BANKING

Piraeus Bank stake sale fetches €1.35 bln

Piraeus Bank stake sale fetches €1.35 bln

The state’s revenues from its divestment from Piraeus Bank come to 1.35 billion euros. The public offer for 27% of the bank attracted bids of €10.7 billion in the upper range of the offer price, which was set at €4 per share.

The investment interest covered supply over eight times, in a sale that National Economy and Finance Minister Kostis Hatzidakis described as an “unprecedented success.”

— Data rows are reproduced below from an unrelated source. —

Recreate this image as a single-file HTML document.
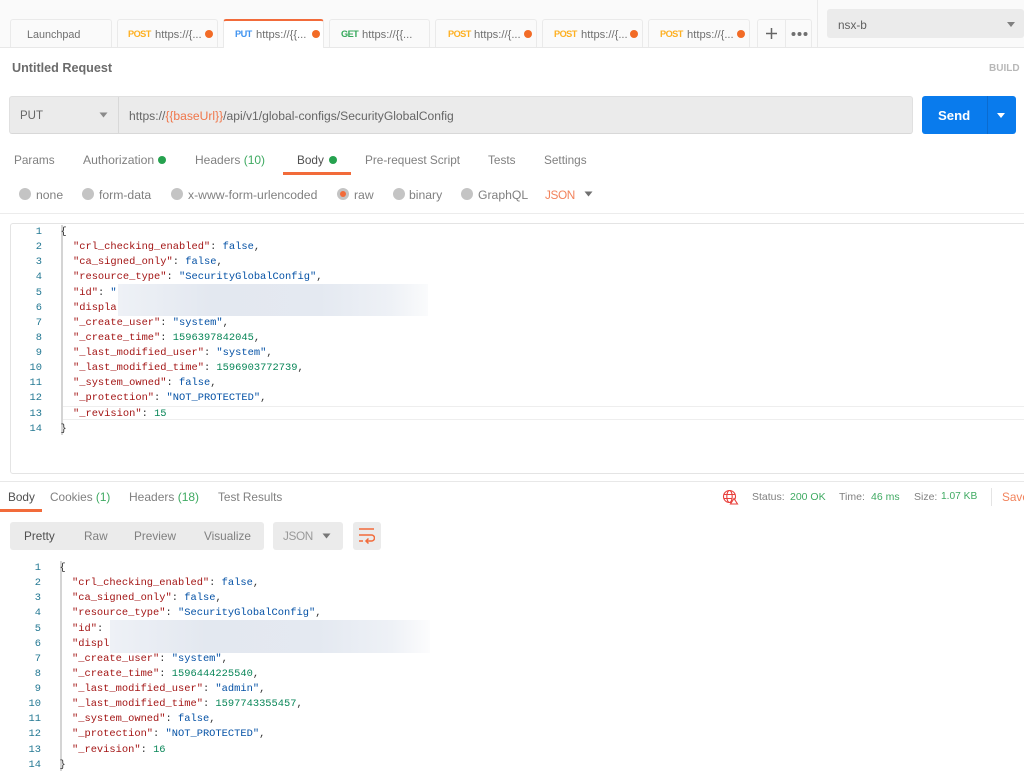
<!DOCTYPE html>
<html><head><meta charset="utf-8"><style>
html,body{margin:0;padding:0;background:#fff}
#p{position:relative;width:1024px;height:778px;overflow:hidden;background:#fff;font-family:"Liberation Sans",sans-serif;font-size:11.8px;color:#808080;filter:blur(.35px)}
#p div,#p span.a{position:absolute}
.t{white-space:nowrap;line-height:16px}
.tab{top:19px;height:28px;box-sizing:border-box;border:1px solid #eaeaea;border-bottom:0;border-radius:3px 3px 0 0;background:#fafafa}
.m{font-weight:bold;font-size:9.2px;letter-spacing:-.55px;top:26px}
.u{top:27px;font-size:11.2px;color:#707070}
.dot{width:8px;height:8px;border-radius:50%;background:#f26b26}
.r{width:12px;height:12px;border-radius:50%;background:#c4c4c4;top:188px}
.w{font-size:12.2px}
.code{font-family:"Liberation Mono",monospace;font-size:10.4px;line-height:15.13px;white-space:pre;color:#333}
.n{font-family:"Liberation Mono",monospace;font-size:10.4px;line-height:15.13px;white-space:pre;color:#237893;text-align:right;width:32px;left:10px}
i{font-style:normal}.k{color:#a31515}.b{color:#0451a5}.g{color:#098658}
.g2{color:#3faa62}
</style></head><body><div id="p">
<div style="left:0;top:0;width:1024px;height:47px;background:#fafafa"></div>
<div style="left:0;top:47px;width:1024px;height:1px;background:#e8e8e8"></div>

<div class="tab" style="left:10px;width:102px"></div>
<div class="tab" style="left:117px;width:101px"></div>
<div class="tab" style="left:223px;width:101px;height:29px;background:#fff;border-top:2px solid #f26b3a;z-index:2"></div>
<div class="tab" style="left:329px;width:101px"></div>
<div class="tab" style="left:435px;width:102px"></div>
<div class="tab" style="left:542px;width:101px"></div>
<div class="tab" style="left:648px;width:102px"></div>
<div class="tab" style="left:757px;width:55px"></div>
<div style="left:785px;top:20px;width:1px;height:27px;background:#eaeaea"></div>
<div style="left:817px;top:0;width:1px;height:47px;background:#eaeaea"></div>
<div style="left:827px;top:9px;width:197px;height:29px;background:#ebebeb;border-radius:3px"></div>

<div class="t" style="left:27px;top:27px;font-size:10.8px;color:#707070">Launchpad</div>
<div class="t m" style="left:128px;color:#fdb022">POST</div><div class="t u" style="left:155px">https://{...</div><div class="dot" style="left:205px;top:30px"></div>
<div class="t m" style="left:235px;color:#3f93f0;z-index:3">PUT</div><div class="t u" style="left:256px;z-index:3">https://{{...</div><div class="dot" style="left:312px;top:30px;z-index:3"></div>
<div class="t m" style="left:341px;color:#35a85a">GET</div><div class="t u" style="left:362px">https://{{...</div>
<div class="t m" style="left:448px;color:#fdb022">POST</div><div class="t u" style="left:474px">https://{...</div><div class="dot" style="left:524px;top:30px"></div>
<div class="t m" style="left:554px;color:#fdb022">POST</div><div class="t u" style="left:581px">https://{...</div><div class="dot" style="left:630px;top:30px"></div>
<div class="t m" style="left:660px;color:#fdb022">POST</div><div class="t u" style="left:687px">https://{...</div><div class="dot" style="left:737px;top:30px"></div>
<svg style="position:absolute;left:765px;top:27px" width="13" height="13"><path d="M6.500 1v11M1 6.500h11" stroke="#666" stroke-width="1.500"/></svg>
<svg style="position:absolute;left:791px;top:31px" width="17" height="6" fill="#707070"><circle cx="2.500" cy="3" r="2"/><circle cx="8.500" cy="3" r="2"/><circle cx="14.500" cy="3" r="2"/></svg>
<div class="t" style="left:838px;top:17px;color:#606060">nsx-b</div>
<svg style="position:absolute;left:1006px;top:21px" width="10" height="7"><path d="M1 1h8L5 6z" fill="#808080"/></svg>

<div class="t" style="left:12px;top:60px;font-size:12.6px;font-weight:bold;color:#6b6b6b">Untitled Request</div>
<div class="t" style="left:989px;top:61px;font-size:10px;font-weight:bold;color:#b8b8b8">BUILD</div>

<div style="left:9px;top:96px;width:904px;height:38px;box-sizing:border-box;background:#ebebeb;border:1px solid #e0e0e0;border-bottom:1px solid #d8d8d8;border-radius:3px"></div>
<div style="left:118px;top:97px;width:1px;height:36px;background:#d8d8d8"></div>
<div class="t" style="left:20px;top:108px;font-size:11.5px;color:#666">PUT</div>
<svg style="position:absolute;left:99px;top:112px" width="9" height="6"><path d="M.5.500h8L4.500 5.500z" fill="#8a8a8a"/></svg>
<div class="t" style="left:129px;top:108px;font-size:12.1px;color:#666">https://<i style="color:#f0764a">{{baseUrl}}</i>/api/v1/global-configs/SecurityGlobalConfig</div>

<div style="left:922px;top:96px;width:94px;height:38px;background:#097bed;border-radius:3px"></div>
<div style="left:987px;top:96px;width:1px;height:38px;background:#0a6bd0"></div>
<div class="t" style="left:938px;top:108px;font-size:13.2px;font-weight:bold;color:#fff">Send</div>
<svg style="position:absolute;left:996px;top:113px" width="10" height="6"><path d="M1 0h8L5 5z" fill="#fff"/></svg>

<div class="t" style="left:14px;top:152px">Params</div>
<div class="t" style="left:83px;top:152px;font-size:12.2px">Authorization</div><div class="dot" style="left:158px;top:156px;background:#26a24f"></div>
<div class="t" style="left:195px;top:152px;font-size:12px">Headers <i class="g2">(10)</i></div>
<div class="t" style="left:297px;top:152px;color:#505050">Body</div><div class="dot" style="left:329px;top:156px;background:#26a24f"></div>
<div style="left:283px;top:172px;width:68px;height:3px;background:#f26b3a"></div>
<div class="t" style="left:365px;top:152px">Pre-request Script</div>
<div class="t" style="left:488px;top:152px">Tests</div>
<div class="t" style="left:544px;top:152px">Settings</div>

<div class="r" style="left:19px"></div><div class="t w" style="left:36px;top:187px">none</div>
<div class="r" style="left:82px"></div><div class="t w" style="left:99px;top:187px">form-data</div>
<div class="r" style="left:171px"></div><div class="t w" style="left:188px;top:187px">x-www-form-urlencoded</div>
<div class="r" style="left:337px"></div><div style="left:340px;top:191px;width:6px;height:6px;border-radius:50%;background:#f26b3a"></div><div class="t w" style="left:354px;top:187px">raw</div>
<div class="r" style="left:393px"></div><div class="t w" style="left:409px;top:187px">binary</div>
<div class="r" style="left:461px"></div><div class="t w" style="left:478px;top:187px">GraphQL</div>
<div class="t" style="left:545px;top:187px;font-size:11.8px;letter-spacing:-.4px;color:#f2835c">JSON</div>
<svg style="position:absolute;left:584px;top:191px" width="9" height="6"><path d="M.5.500h8L4.500 5.500z" fill="#707070"/></svg>
<div style="left:0;top:213px;width:1024px;height:1px;background:#ececec"></div>

<div style="left:10px;top:223px;width:1020px;height:251px;box-sizing:border-box;border:1px solid #e4e4e4;border-radius:3px"></div>
<div style="left:0;top:481px;width:1024px;height:1px;background:#e8e8e8"></div>
<div style="left:62px;top:406px;width:962px;height:14px;box-sizing:border-box;border:1px solid #eeeeee;border-right:0"></div>
<div style="left:61px;top:225px;width:2px;height:210px;background:#d4d4d4"></div>

<div class="n" style="top:225px">1
2
3
4
5
6
7
8
9
10
11
12
13
14</div>
<div class="code" style="left:60.500px;top:225px">{
  <i class="k">"crl_checking_enabled"</i>: <i class="b">false</i>,
  <i class="k">"ca_signed_only"</i>: <i class="b">false</i>,
  <i class="k">"resource_type"</i>: <i class="b">"SecurityGlobalConfig"</i>,
  <i class="k">"id"</i>: <i class="b">"</i>
  <i class="k">"displa</i>
  <i class="k">"_create_user"</i>: <i class="b">"system"</i>,
  <i class="k">"_create_time"</i>: <i class="g">1596397842045</i>,
  <i class="k">"_last_modified_user"</i>: <i class="b">"system"</i>,
  <i class="k">"_last_modified_time"</i>: <i class="g">1596903772739</i>,
  <i class="k">"_system_owned"</i>: <i class="b">false</i>,
  <i class="k">"_protection"</i>: <i class="b">"NOT_PROTECTED"</i>,
  <i class="k">"_revision"</i>: <i class="g">15</i>
}</div>
<div style="left:118px;top:284px;width:310px;height:32px;background:linear-gradient(90deg,#eef1f6 0,#e3e8f0 30%,#e4e9f1 65%,#eef1f6 88%,#fafbfc 100%)"></div>

<div class="t" style="left:8px;top:489px;color:#505050">Body</div>
<div style="left:0;top:509px;width:42px;height:3px;background:#f26b3a"></div>
<div class="t" style="left:50px;top:489px">Cookies <i class="g2">(1)</i></div>
<div class="t" style="left:129px;top:489px;font-size:12px">Headers <i class="g2">(18)</i></div>
<div class="t" style="left:218px;top:489px">Test Results</div>

<svg style="position:absolute;left:722px;top:489px" width="17" height="16" fill="none" stroke="#e8403c" stroke-width="1.100"><circle cx="7.500" cy="7.500" r="6"/><ellipse cx="7.500" cy="7.500" rx="2.700" ry="6"/><path d="M1.500 5.500h12M1.500 9.500h8"/><path d="M12 9.500l3.500 5.500h-7z" fill="#fff"/></svg>
<div class="t" style="left:752px;top:489px;font-size:10.500px">Status:</div><div class="t g2" style="left:790px;top:489px;font-size:10.500px">200 OK</div>
<div class="t" style="left:839px;top:489px;font-size:10.500px">Time:</div><div class="t g2" style="left:871px;top:489px;font-size:10.500px">46 ms</div>
<div class="t" style="left:914px;top:489px;font-size:10.500px">Size:</div><div class="t g2" style="left:941px;top:489px;font-size:10.200px">1.07 KB</div>
<div style="left:991px;top:488px;width:1px;height:18px;background:#e4e4e4"></div>
<div class="t" style="left:1002px;top:489px;color:#f2835c">Save</div>

<div style="left:10px;top:522px;width:254px;height:28px;background:#ebebeb;border-radius:3px"></div>
<div class="t" style="left:24px;top:528px;color:#505050">Pretty</div>
<div class="t" style="left:84px;top:528px">Raw</div>
<div class="t" style="left:134px;top:528px">Preview</div>
<div class="t" style="left:204px;top:528px">Visualize</div>
<div style="left:273px;top:522px;width:70px;height:28px;background:#ebebeb;border-radius:3px"></div>
<div class="t" style="left:283px;top:528px;font-size:11.800px;letter-spacing:-.4px;color:#999">JSON</div>
<svg style="position:absolute;left:322px;top:533px" width="9" height="6"><path d="M.5.500h8L4.500 5.500z" fill="#777"/></svg>
<div style="left:353px;top:522px;width:28px;height:28px;background:#ebebeb;border-radius:3px"></div>
<svg style="position:absolute;left:359px;top:527px" width="16" height="18" fill="none" stroke="#f26b3a" stroke-width="1.500"><path d="M0 2h15M0 8h12.500a2.500 2.500 0 0 1 0 6H7M9.500 11.500L7 14l2.500 2.500M0 14h4"/></svg>

<div class="n" style="left:9px;top:561px">1
2
3
4
5
6
7
8
9
10
11
12
13
14</div>
<div style="left:60px;top:561px;width:2px;height:210px;background:#d4d4d4"></div>
<div class="code" style="left:59.500px;top:561px">{
  <i class="k">"crl_checking_enabled"</i>: <i class="b">false</i>,
  <i class="k">"ca_signed_only"</i>: <i class="b">false</i>,
  <i class="k">"resource_type"</i>: <i class="b">"SecurityGlobalConfig"</i>,
  <i class="k">"id"</i>:
  <i class="k">"displ</i>
  <i class="k">"_create_user"</i>: <i class="b">"system"</i>,
  <i class="k">"_create_time"</i>: <i class="g">1596444225540</i>,
  <i class="k">"_last_modified_user"</i>: <i class="b">"admin"</i>,
  <i class="k">"_last_modified_time"</i>: <i class="g">1597743355457</i>,
  <i class="k">"_system_owned"</i>: <i class="b">false</i>,
  <i class="k">"_protection"</i>: <i class="b">"NOT_PROTECTED"</i>,
  <i class="k">"_revision"</i>: <i class="g">16</i>
}</div>
<div style="left:110px;top:620px;width:320px;height:33px;background:linear-gradient(90deg,#eef1f6 0,#e3e8f0 30%,#e4e9f1 65%,#eef1f6 88%,#fcfcfd 100%)"></div>
</div></body></html>
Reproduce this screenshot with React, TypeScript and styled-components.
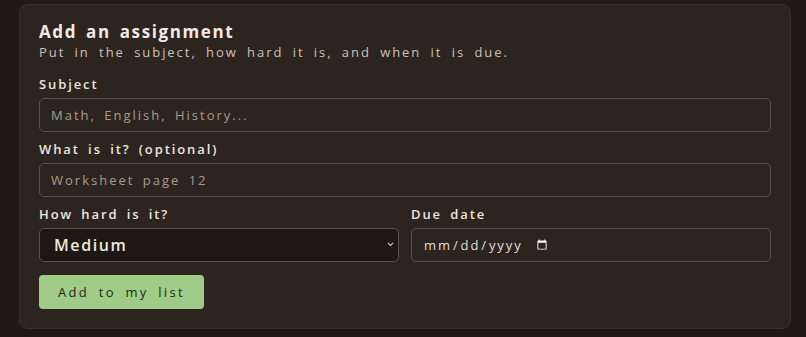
import React, { useState } from "react";
import styled, { createGlobalStyle } from "styled-components";

const GlobalStyle = createGlobalStyle`
  html, body {
    margin: 0;
    padding: 0;
    background: #1f1a16;
    color-scheme: dark;
  }
  body {
    font-family: "Open Sans", "DejaVu Sans", sans-serif;
  }
`;

const Page = styled.div`
  padding: 4px 15px 9px 19px;
`;

const Card = styled.form`
  background: #2c241f;
  border: 1px solid #3a312b;
  border-radius: 9px;
  padding: 16px 19px 19px 19px;
  display: flex;
  flex-direction: column;
`;

const Title = styled.h2`
  margin: 0;
  font-size: 17px;
  font-weight: 700;
  letter-spacing: 1.6px;
  word-spacing: 3px;
  color: #f1ebe3;
  line-height: 22px;
`;

const Subtitle = styled.p`
  margin: 0 0 14px 0;
  font-size: 13px;
  letter-spacing: 1.95px;
  word-spacing: 4px;
  color: #cbc2b6;
  line-height: 18px;
`;

const Field = styled.label`
  display: flex;
  flex-direction: column;
  gap: 5px;
  flex: 1;
  min-width: 0;
`;

const Label = styled.span`
  font-size: 13px;
  font-weight: 600;
  letter-spacing: 1.9px;
  word-spacing: 3px;
  color: #ece5dc;
  line-height: 18px;
`;

const TextInput = styled.input`
  box-sizing: border-box;
  height: 34px;
  width: 100%;
  background: #2c241f;
  border: 1px solid #5c5148;
  border-radius: 5px;
  padding: 0 11px;
  font-family: inherit;
  font-size: 13px;
  letter-spacing: 2px;
  word-spacing: 3px;
  color: #ece5dc;
  outline: none;
  &::placeholder {
    color: #a89c8f;
  }
`;

const SelectWrap = styled.div`
  position: relative;
`;

const Select = styled.select`
  box-sizing: border-box;
  appearance: none;
  height: 34px;
  width: 100%;
  background: #1e1814;
  border: 1px solid #5c5148;
  border-radius: 5px;
  padding: 0 14px;
  font-family: inherit;
  font-size: 16px;
  font-weight: 600;
  letter-spacing: 1.6px;
  color: #efe8df;
  outline: none;
`;

const Chevron = styled.svg`
  position: absolute;
  right: 5px;
  top: 14px;
  width: 7px;
  height: 5px;
  pointer-events: none;
`;

const DateInput = styled(TextInput)`
  color: #e6dfd6;
  letter-spacing: 1.9px;
  display: flex;
  &::-webkit-datetime-edit {
    flex: 0 0 auto;
  }
  &::-webkit-calendar-picker-indicator {
    margin: 0 0 0 -10px;
    padding: 0;
    width: 12px;
    height: 12px;
  }
`;

const Stack = styled.div`
  display: flex;
  flex-direction: column;
  gap: 8px;
`;

const Row = styled.div`
  display: flex;
  gap: 12px;
`;

const Button = styled.button`
  align-self: flex-start;
  margin-top: 13px;
  height: 34px;
  padding: 0 19px;
  background: #a0cb88;
  border: none;
  border-radius: 4px;
  font-family: inherit;
  font-size: 13px;
  font-weight: 500;
  letter-spacing: 2.3px;
  word-spacing: 4px;
  color: #1d2717;
  cursor: pointer;
`;

export default function App() {
  const [level, setLevel] = useState("medium");
  return (
    <>
      <GlobalStyle />
      <Page>
        <Card onSubmit={(e) => e.preventDefault()}>
          <Title>Add an assignment</Title>
          <Subtitle>Put in the subject, how hard it is, and when it is due.</Subtitle>
          <Stack>
            <Field>
              <Label>Subject</Label>
              <TextInput placeholder="Math, English, History..." />
            </Field>
            <Field>
              <Label>What is it? (optional)</Label>
              <TextInput placeholder="Worksheet page 12" />
            </Field>
            <Row>
              <Field>
                <Label>How hard is it?</Label>
                <SelectWrap>
                  <Select value={level} onChange={(e) => setLevel(e.target.value)}>
                    <option value="easy">Easy</option>
                    <option value="medium">Medium</option>
                    <option value="hard">Hard</option>
                  </Select>
                  <Chevron viewBox="0 0 7 5">
                    <path d="M1 1 L3.5 3.5 L6 1" fill="none" stroke="#cfc6bb" strokeWidth="1.1" />
                  </Chevron>
                </SelectWrap>
              </Field>
              <Field>
                <Label>Due date</Label>
                <DateInput type="date" />
              </Field>
            </Row>
          </Stack>
          <Button type="submit">Add to my list</Button>
        </Card>
      </Page>
    </>
  );
}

According to him, this success is reflected in the fact that the share price was set above last Friday’s closing price on the bourse, before the start of the process. This is “extremely rare worldwide,” he stated, as “in such cases of mass distribution of shares, prices are almost always set at a discount in favor of the buyers.”

For his part, Bank of Greece Governor Yiannis Stournaras also spoke of resounding success, noting that “it mainly reflects the course of the Greek economy, the banking sector, but also of Piraeus Bank itself.”

It should be noted that the international book was covered on Monday, in just six minutes.

The disinvestment of bank bailout fund HFSF from Piraeus is the third European privatization of more than €1 billion carried out through a public offer since 2017 and the largest in Greece. The first major privatization was the sale of shares by the Irish government, which conceded its 29% stake in AIB for €3.4 billion, at a 43% discount to the sale price, while until recently the second largest European privatization was the disposal of the 22% stake held by the HFSF in National Bank for approximately €1.1 billion, which was achieved by minimizing the discount to 2.57%.

HFSF Board Chairman Andreas Verykios expressed satisfaction, noting that “the excellent response of the international and Greek investment public is practical confirmation of the momentum the Greek economy has developed and underlines the confidence in the growth prospects of Greek banks.” HFSF Managing Director Ilias Xirouhakis, for his part, stressed that “the fourth in a row and in less than six months successful divestment constitutes a complete confirmation of the fund’s strategy and choices.”